Wednesday, July 8, 2026

 Biohazard (1985) – Fred Olen Ray.

'Those horror movies give you weird ideas!!!!'

Gruff veteran actor Aldo Ray turned up in some pretty creaky B-flicks during the twilight of his career, and in some, he appears relatively sober, Biohazard is demonstratively one of the better ones. Following a catastrophic mishap at an off-grid military research facility, a small, psychically manifested being runs bloodily amok, and it is down to likeable hunk Carter (William Fair) and striking, voluptuously endowed empath (Angelique Pettyjohn) to arrest its frenzied, flesh-flaying rampage!
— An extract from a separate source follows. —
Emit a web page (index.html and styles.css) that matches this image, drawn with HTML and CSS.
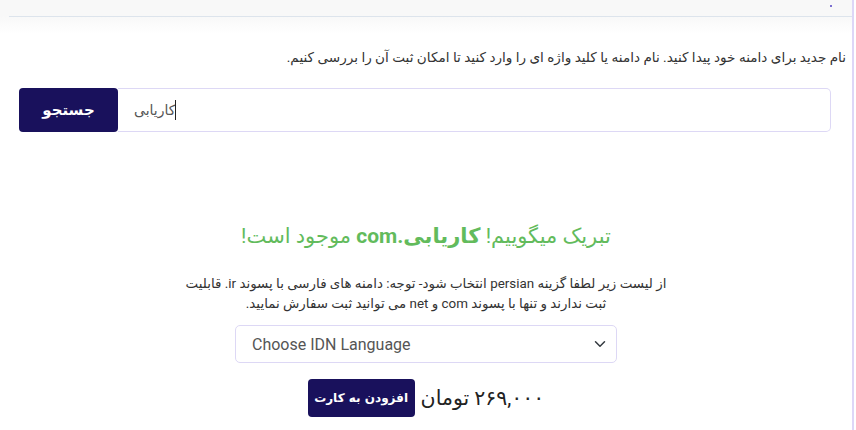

Interestingly, even with its stridently 80s synthesizer score, B-maestro Olen Ray's boffo creature feature Biohazard shares many similarities with both 50s Drive-In Sci-schlock, and the gonzoid extravagances of revered psychotronic polymath Ray Dennis Steckler. I dig Olen Ray's shtick, he frequently delivers on the gore, action, and bodacious displays of T&A, which provides the very lifeblood of watchable brain melt. Along with Scalps, Biohazard is one of my fave go-to Olen Ray gems, it's playful, doesn't take itself all too seriously, but has just enough smarts to know what it takes to produce a quality B-feature. As a nipper who grew up wrong on Godzilla /Roger Corman monster mashed quickies, man-in-a-suit, or in this case, child-in-a-suit shenanigans is like Mother's Milk to me!